Bien évidemment, Marvel’s Avengers reste un jeu compliqué à juger aujourd’hui, puisqu’il ne sera plus tout à fait le même dans un an. On peut néanmoins répondre à la question suivante : peut-on se contenter de la composante solo et ne pas se perdre dans la partie multijoueur ? Le mode histoire, qui tient en haleine une douzaine d’heures, a suffisamment d’arguments pour convaincre les fans de super-héros désireux d’incarner Thor et consorts. Il s’inscrit dans une expérience qui préfère l’efficacité à la surprise, certes engoncée dans une forme parfois indigeste.
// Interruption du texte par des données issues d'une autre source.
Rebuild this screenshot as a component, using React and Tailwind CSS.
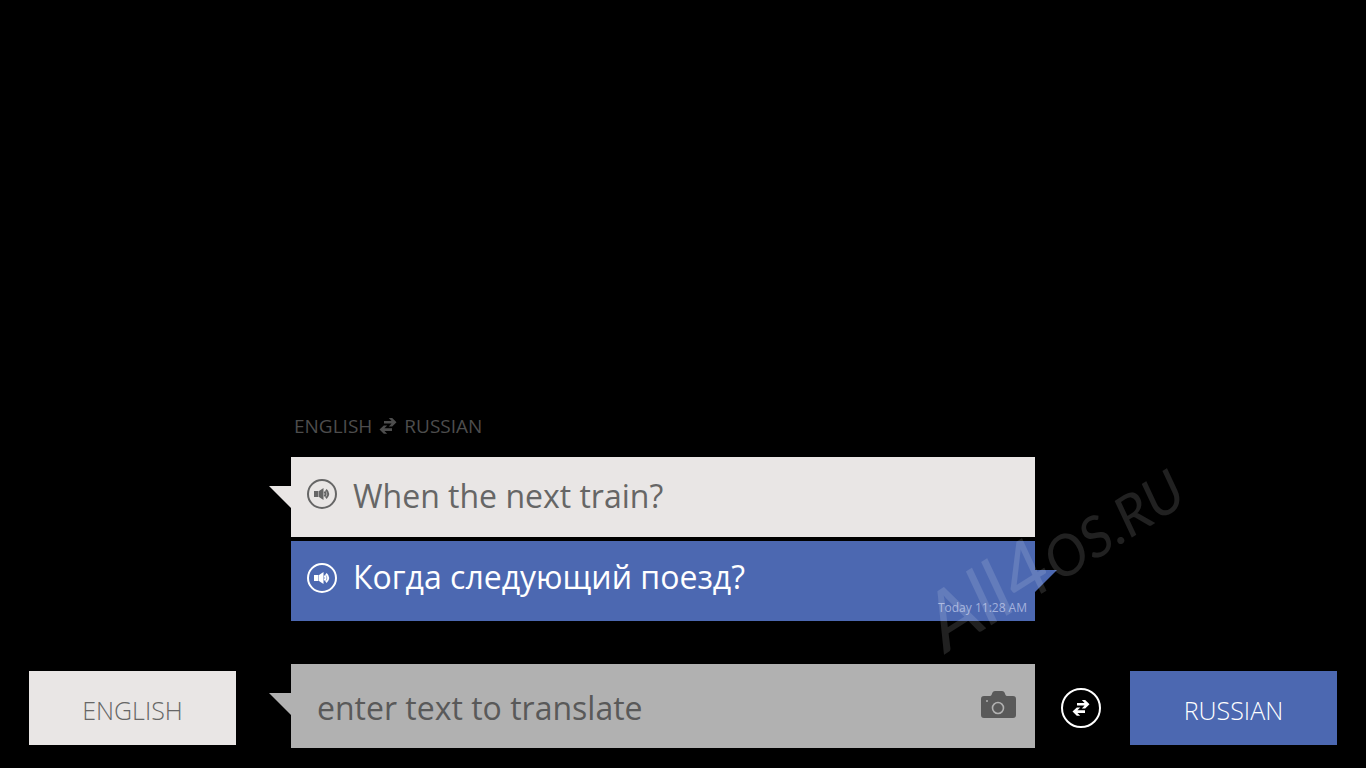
import { useState } from 'react';
import clsx from 'clsx';

const SwapArrows = ({ className }) => (
    <svg viewBox="0 0 18 18" className={className} fill="currentColor" aria-hidden="true">
        <path d="M5 3.9H12.6L9.8 1H13.2L17.5 5.2L13.2 9.4H9.8L12.6 6.5H5Z" />
        <path d="M13 11.3H5.4L8.2 8.4H4.8L0.5 12.6L4.8 16.8H8.2L5.4 13.9H13Z" />
    </svg>
);

const SpeakerIcon = () => (
    <svg viewBox="0 0 16 14" className="w-4 h-[14px]" aria-hidden="true">
        <path d="M0 4H4.5V10H0Z M5 4L9.5 1V13L5 10Z" fill="currentColor" />
        <path d="M10.5 4.5Q12.8 7 10.5 9.5M12 2.8Q16.5 7 12 11.2" fill="none" stroke="currentColor" strokeWidth="2" />
    </svg>
);

const CameraIcon = () => (
    <svg viewBox="0 0 35 27" className="w-[35px] h-[27px]" aria-hidden="true">
        <path
            d="M3 5H9Q10 5 10.5 4L11.5 1.5Q12 0 14 0H21Q23 0 23.5 1.5L24.5 4Q25 5 26 5H32Q35 5 35 8V24Q35 27 32 27H3Q0 27 0 24V8Q0 5 3 5Z"
            fill="#595959"
        />
        <circle cx="17" cy="17" r="5.5" fill="none" stroke="#b1b1b1" strokeWidth="1.6" />
        <circle cx="6" cy="10" r="1" fill="#b1b1b1" />
    </svg>
);

const Tail = ({ side, className }) => (
    <span
        className={clsx(
            'absolute top-[29px] size-[22px]',
            side === 'left'
                ? 'right-full [clip-path:polygon(0_0,100%_0,100%_100%)]'
                : 'left-full [clip-path:polygon(0_0,100%_0,0_100%)]',
            className
        )}
    />
);

const Message = ({ text, lang, side, time, className, textClassName, tailClassName }) => (
    <li className={clsx('relative flex items-start gap-4 h-20 px-4 pt-[22px]', className)}>
        <Tail side={side} className={tailClassName} />
        <button
            type="button"
            aria-label="Listen"
            className="size-[30px] shrink-0 rounded-full border-2 border-current flex justify-center items-center"
        >
            <SpeakerIcon />
        </button>
        <p lang={lang} className={clsx('text-[32px]', textClassName)}>{text}</p>
        {time && (
            <time className="absolute right-2 bottom-1 text-xs leading-[18px] text-[#a3b1dc]">{time}</time>
        )}
    </li>
);

export default function App() {
    const [text, setText] = useState('');

    return (
        <main className="min-h-screen bg-black flex flex-col justify-end px-[29px] pb-5 overflow-hidden font-['Open_Sans','Noto_Sans',sans-serif]">
            <div className="grid grid-cols-[207px_minmax(0,1fr)_40px_236px] items-end">
                <section className="relative col-start-2 ml-[55px] mr-[26px] mb-[43px]">
                    <h2 className="flex items-center gap-[7px] pl-[3px] mb-4 text-[19px] leading-[30px] text-[#4d4d4d]">
                        <span>ENGLISH</span>
                        <SwapArrows className="size-[18px]" />
                        <span>RUSSIAN</span>
                    </h2>
                    <ul className="flex flex-col gap-1">
                        <Message
                            text="When the next train?"
                            lang="en"
                            side="left"
                            className="bg-[#e9e6e5] text-[#666666]"
                            textClassName="leading-[34px]"
                            tailClassName="bg-[#e9e6e5]"
                        />
                        <Message
                            text="Когда следующий поезд?"
                            lang="ru"
                            side="right"
                            time="Today 11:28 AM"
                            className="bg-[#4c68b1] text-white"
                            textClassName="leading-7"
                            tailClassName="bg-[#4c68b1]"
                        />
                    </ul>
                    <div className="absolute left-full bottom-0 -ml-[84px] -mb-10 origin-bottom-left -rotate-32 pointer-events-none select-none whitespace-nowrap leading-none italic text-white/13 font-['Lato',sans-serif]">
                        <span className="text-[80px]">All4</span>
                        <span className="text-[56px]">OS.RU</span>
                    </div>
                </section>

                <button
                    type="button"
                    className="col-start-1 h-[74px] mb-[3px] pt-1.5 bg-[#e9e6e5] text-[#666666] text-[25px] font-light"
                >
                    ENGLISH
                </button>
                <div className="relative ml-[55px] mr-[26px] h-[84px] flex items-center bg-[#b1b1b1] pr-[19px]">
                    <Tail side="left" className="bg-[#b1b1b1]" />
                    <input
                        type="text"
                        aria-label="Text to translate"
                        placeholder="enter text to translate"
                        value={text}
                        onChange={e => setText(e.target.value)}
                        className="flex-1 min-w-0 h-full pl-[26px] pt-0.5 bg-transparent outline-none text-[32px] text-[#595959] placeholder:text-[#595959]"
                    />
                    <button type="button" aria-label="Translate from camera" className="pb-1">
                        <CameraIcon />
                    </button>
                </div>
                <button
                    type="button"
                    aria-label="Swap languages"
                    className="size-10 mb-5 rounded-full border-2 border-white text-white flex justify-center items-center"
                >
                    <SwapArrows className="size-[18px]" />
                </button>
                <button
                    type="button"
                    className="h-[74px] mb-[3px] ml-[29px] pt-1.5 bg-[#4c68b1] text-white text-[25px] font-light"
                >
                    RUSSIAN
                </button>
            </div>
        </main>
    );
}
Comme les Avengers, le jeu de Square Enix ne sait pas toujours où donner de la tête — le joueur avec.

Le verdict

À cause d'une communication compliquée et d'une bêta peu convaincante, Marvel's Avengers ne partait pas en terrains conquis. À l'arrivée, Crystal Dynamics est tout de même parvenu à pondre une aventure solo divertissante. Pour cela, le studio empile des idées empruntées à droite et à gauche, habillées d'une narration efficace et centrées sur une héroïne méconnue qui mérite de gagner en popularité. L'avenir dira si Marvel's Avengers est en mesure de tenir dans le temps, à grand renfort de mises à jour gonflant toujours plus le contenu. En l'état, si l'on fait fi des quelques défauts techniques et de la structure parfois complexe, l'adaptation éditée par Square Enix fait honneur aux super-héros en offrant aux joueuses et joueurs un sentiment de puissance inégalé. Il s'apparente finalement au paquet de pop-corn que l'on dévore avec gourmandise en allant voir un film du MCU : on a beau connaître la saveur depuis des années, cela n'empêche pas de passer un chouette moment.